スマホなど小型機器で医療画像診断、健康管理アプリへの応用も視野に

ディープラーニング(深層学習)AIは、そのカメラ眼に映る碁石模様を超高速解読し、世界最高のプロ棋士を打ち負かした。以来、産業・社会・医療分野で活用が検討され、画像認識領域で急速に技術が発展してきた。

よくある物の形状の抽出では、輪郭の正確さはそれほど問題とならない。けれど、病気の診断のために異常がみられる部分の大きさを測定する際、その精度が非常に重要である。人生100年時代を迎える日本において、医療資源の不足はますます深刻化していくことは明らかで、日常の健康管理、自己検診や遠隔診療に至るまで、小型機器でのAIニーズは高まっていくことが予想される――

眼科の検査では、眼底写真と呼ばれる目の奥を映した写真と、光干渉断層計(照射光と反射光の干渉を利用することで網膜など眼の断面を非侵襲的に高い分解能で可視化する機器)による画像が広く用いられる。それらの画像の中で、特定の部分を精確に計測するAIのモデルを作成しようとすると、とても大きな容量となるため、スマートフォンなどへの組み込みが阻まれていたという。

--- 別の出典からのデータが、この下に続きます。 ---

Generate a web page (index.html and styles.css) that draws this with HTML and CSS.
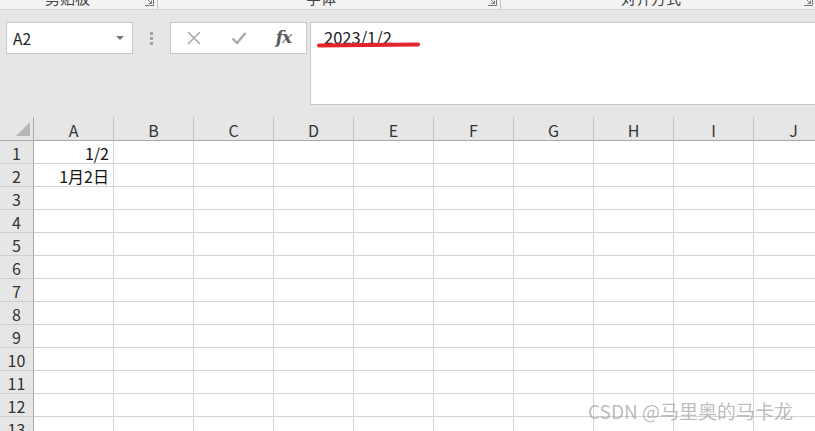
FILE: index.html
```html
<!DOCTYPE html>
<html lang="zh-CN">
<head>
<meta charset="utf-8">
<title>Excel</title>
<link rel="stylesheet" href="styles.css">
</head>
<body>
<div class="ribbon">
  <div class="rgroup g1">
    <span class="rlabel l1">剪贴板</span>
    <svg class="launcher" width="10" height="10" viewBox="0 0 10 10"><path d="M1 9.5H9.5V1" fill="none" stroke="#777" stroke-width="1"/><path d="M3 3L7.5 7.5M7.5 4.5V7.5H4.5" fill="none" stroke="#777" stroke-width="1"/></svg>
  </div>
  <div class="rgroup g2">
    <span class="rlabel l2">字体</span>
    <svg class="launcher" width="10" height="10" viewBox="0 0 10 10"><path d="M1 9.5H9.5V1" fill="none" stroke="#777" stroke-width="1"/><path d="M3 3L7.5 7.5M7.5 4.5V7.5H4.5" fill="none" stroke="#777" stroke-width="1"/></svg>
  </div>
  <div class="rgroup g3">
    <span class="rlabel l3">对齐方式</span>
    <svg class="launcher" width="10" height="10" viewBox="0 0 10 10"><path d="M1 9.5H9.5V1" fill="none" stroke="#777" stroke-width="1"/><path d="M3 3L7.5 7.5M7.5 4.5V7.5H4.5" fill="none" stroke="#777" stroke-width="1"/></svg>
  </div>
</div>

<div class="toolbar">
  <div class="namebox">
    <span class="nameval">A2</span>
    <span class="caret"></span>
  </div>
  <div class="dots"><i></i><i></i><i></i></div>
  <div class="fbtns">
    <span class="fbtn">
      <svg width="16" height="16" viewBox="0 0 16 16"><path d="M2 2L14 14M14 2L2 14" stroke="#a9a9a9" stroke-width="1.6" fill="none"/></svg>
    </span>
    <span class="fbtn">
      <svg width="16" height="16" viewBox="0 0 16 16"><path d="M1.5 8.5L6 13L14.5 3" stroke="#a9a9a9" stroke-width="2.4" fill="none"/></svg>
    </span>
    <span class="fbtn fx">fx</span>
  </div>
  <div class="formula"><span class="ftext">2023/1/2</span></div>
</div>
<div class="mark"></div>

<div class="sheet">
  <div class="corner"><svg width="34" height="23" viewBox="0 0 34 23"><path d="M30 5V19H16Z" fill="#b5b5b5"/></svg></div>
  <div class="ch">A</div><div class="ch">B</div><div class="ch">C</div><div class="ch">D</div><div class="ch">E</div><div class="ch">F</div><div class="ch">G</div><div class="ch">H</div><div class="ch">I</div><div class="ch">J</div>

  <div class="rh">1</div><div class="c">1/2</div><div class="c"></div><div class="c"></div><div class="c"></div><div class="c"></div><div class="c"></div><div class="c"></div><div class="c"></div><div class="c"></div><div class="c"></div>
  <div class="rh">2</div><div class="c">1月2日</div><div class="c"></div><div class="c"></div><div class="c"></div><div class="c"></div><div class="c"></div><div class="c"></div><div class="c"></div><div class="c"></div><div class="c"></div>
  <div class="rh">3</div><div class="c"></div><div class="c"></div><div class="c"></div><div class="c"></div><div class="c"></div><div class="c"></div><div class="c"></div><div class="c"></div><div class="c"></div><div class="c"></div>
  <div class="rh">4</div><div class="c"></div><div class="c"></div><div class="c"></div><div class="c"></div><div class="c"></div><div class="c"></div><div class="c"></div><div class="c"></div><div class="c"></div><div class="c"></div>
  <div class="rh">5</div><div class="c"></div><div class="c"></div><div class="c"></div><div class="c"></div><div class="c"></div><div class="c"></div><div class="c"></div><div class="c"></div><div class="c"></div><div class="c"></div>
  <div class="rh">6</div><div class="c"></div><div class="c"></div><div class="c"></div><div class="c"></div><div class="c"></div><div class="c"></div><div class="c"></div><div class="c"></div><div class="c"></div><div class="c"></div>
  <div class="rh">7</div><div class="c"></div><div class="c"></div><div class="c"></div><div class="c"></div><div class="c"></div><div class="c"></div><div class="c"></div><div class="c"></div><div class="c"></div><div class="c"></div>
  <div class="rh">8</div><div class="c"></div><div class="c"></div><div class="c"></div><div class="c"></div><div class="c"></div><div class="c"></div><div class="c"></div><div class="c"></div><div class="c"></div><div class="c"></div>
  <div class="rh">9</div><div class="c"></div><div class="c"></div><div class="c"></div><div class="c"></div><div class="c"></div><div class="c"></div><div class="c"></div><div class="c"></div><div class="c"></div><div class="c"></div>
  <div class="rh">10</div><div class="c"></div><div class="c"></div><div class="c"></div><div class="c"></div><div class="c"></div><div class="c"></div><div class="c"></div><div class="c"></div><div class="c"></div><div class="c"></div>
  <div class="rh">11</div><div class="c"></div><div class="c"></div><div class="c"></div><div class="c"></div><div class="c"></div><div class="c"></div><div class="c"></div><div class="c"></div><div class="c"></div><div class="c"></div>
  <div class="rh">12</div><div class="c"></div><div class="c"></div><div class="c"></div><div class="c"></div><div class="c"></div><div class="c"></div><div class="c"></div><div class="c"></div><div class="c"></div><div class="c"></div>
  <div class="rh">13</div><div class="c"></div><div class="c"></div><div class="c"></div><div class="c"></div><div class="c"></div><div class="c"></div><div class="c"></div><div class="c"></div><div class="c"></div><div class="c"></div>
</div>

<div class="watermark">CSDN @马里奥的马卡龙</div>
</body>
</html>
```

FILE: styles.css
```css
html, body {
  margin: 0;
  padding: 0;
}
body {
  width: 815px;
  height: 431px;
  overflow: hidden;
  position: relative;
  background: #e6e6e6;
  font-family: "Noto Sans CJK SC", "Noto Sans", sans-serif;
  color: #222;
}

/* ribbon strip (cut off at top) */
.ribbon {
  height: 9px;
  background: #f3f3f3;
  border-bottom: 1px solid #d3d3d3;
  display: flex;
  overflow: hidden;
}
.rgroup {
  display: flex;
  align-items: flex-start;
  height: 9px;
  border-right: 1px solid #c6c6c6;
  box-sizing: content-box;
}
.g1 { width: 157px; }
.g2 { width: 342px; }
.g3 { flex: 1; border-right: none; }
.rlabel {
  font-size: 15px;
  line-height: 15px;
  margin-top: -10px;
  color: #444;
  white-space: nowrap;
}
.l1 { margin-left: 45px; }
.l2 { margin-left: 148px; }
.l3 { margin-left: 120px; }
.launcher {
  margin-left: auto;
  margin-right: 3px;
  margin-top: -4px;
}
.g3 .launcher { margin-right: 2px; }

/* formula toolbar */
.toolbar {
  display: flex;
  align-items: flex-start;
  padding: 12px 0 12px 6px;
  height: 83px;
}
.namebox {
  width: 127px;
  height: 32px;
  box-sizing: border-box;
  border: 1px solid #c6c6c6;
  background: #fff;
  display: flex;
  align-items: center;
  padding: 0 8px 0 6px;
  font-size: 15.5px;
  color: #222;
}
.nameval { flex: 1; }
.caret {
  width: 0;
  height: 0;
  border-left: 4px solid transparent;
  border-right: 4px solid transparent;
  border-top: 4px solid #777;
}
.dots {
  width: 37px;
  height: 32px;
  display: flex;
  flex-direction: column;
  align-items: center;
  justify-content: center;
  gap: 2px;
}
.dots i {
  display: block;
  width: 3px;
  height: 3px;
  background: #a3a3a3;
}
.fbtns {
  width: 137px;
  height: 32px;
  box-sizing: border-box;
  border: 1px solid #c6c6c6;
  background: #fff;
  display: flex;
  align-items: center;
}
.fbtn {
  width: 45px;
  height: 30px;
  display: flex;
  align-items: center;
  justify-content: center;
}
.fx {
  font-family: "DejaVu Serif", "Liberation Serif", serif;
  font-style: italic;
  font-weight: bold;
  font-size: 17px;
  color: #5a5a5a;
  letter-spacing: -1px;
  padding-bottom: 2px;
}
.formula {
  flex: 1;
  margin-left: 3px;
  height: 83px;
  box-sizing: border-box;
  border: 1px solid #c6c6c6;
  border-right: none;
  background: #fff;
  padding: 4px 0 0 13px;
  font-size: 16.5px;
  line-height: 20px;
  color: #222;
}
.mark {
  position: absolute;
  left: 317px;
  top: 43px;
  width: 103px;
  height: 4px;
  border-radius: 2px;
  background: #e3242b;
  transform: rotate(-0.5deg);
}

/* sheet grid */
.sheet {
  display: grid;
  grid-template-columns: 34px repeat(10, 80px);
  grid-template-rows: 24px;
  grid-auto-rows: 23px;
  font-size: 16px;
  line-height: 20px;
}
.corner {
  background: #e6e6e6;
  border-right: 1px solid #a8a8a8;
  border-bottom: 1px solid #a8a8a8;
  box-sizing: border-box;
}
.corner svg { display: block; }
.ch {
  background: #e6e6e6;
  border-right: 1px solid #c2c2c2;
  border-bottom: 1px solid #a8a8a8;
  box-sizing: border-box;
  display: flex;
  align-items: center;
  justify-content: center;
  padding-top: 2px;
  color: #333;
}
.rh {
  background: #e6e6e6;
  border-right: 1px solid #a8a8a8;
  border-bottom: 1px solid #cdcdcd;
  box-sizing: border-box;
  display: flex;
  align-items: flex-end;
  justify-content: center;
  color: #333;
}
.c {
  background: #fff;
  border-right: 1px solid #d4d4d4;
  border-bottom: 1px solid #d4d4d4;
  box-sizing: border-box;
  display: flex;
  align-items: flex-end;
  justify-content: flex-end;
  padding-right: 4px;
  color: #111;
  white-space: nowrap;
}

.watermark {
  position: absolute;
  left: 588px;
  top: 398px;
  font-size: 19px;
  line-height: 26px;
  color: rgba(150, 150, 150, 0.65);
  white-space: nowrap;
}
```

東北大学大学院医学系研究科(眼科学教室 中澤徹教授ら)のグループは、眼科検査画像に対する新たなAIモデルを開発した。同モデルは、疾患の特徴をAIが学習するのに必要なデータ量も少なくて済む。モデル容量軽減(現在主流のUnetとの比較で1/10)に寄与するチャネルナローイング手法では、形状抽出だけでなく、疾患の診断予測でも良好な結果――緑内障検出精度AUC=0.813を得られた。

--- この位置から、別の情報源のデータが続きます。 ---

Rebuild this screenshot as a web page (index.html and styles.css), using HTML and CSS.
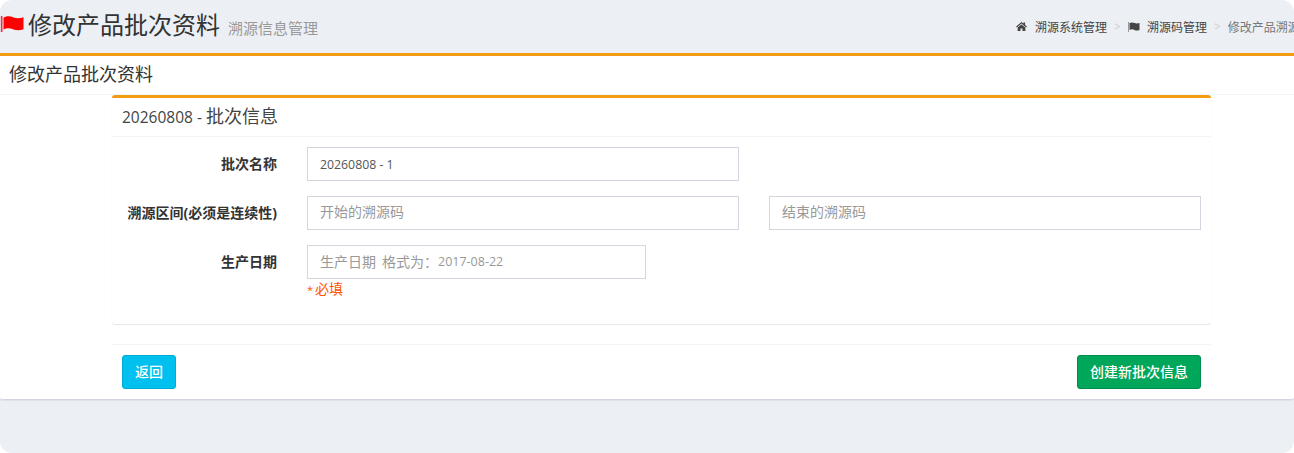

従来モデルよりも軽量でスマホなど小型機器での採用が望める。今後はこの新開発モデルを活用し、緑内障をはじめとした眼の病気を、眼科を受診する前段階で、身近な場所での自己検診を通じた早期発見、早期予防ができるような社会実装への応用が期待されるという。研究成果はネイチャー『Scientific Reports』に掲載された。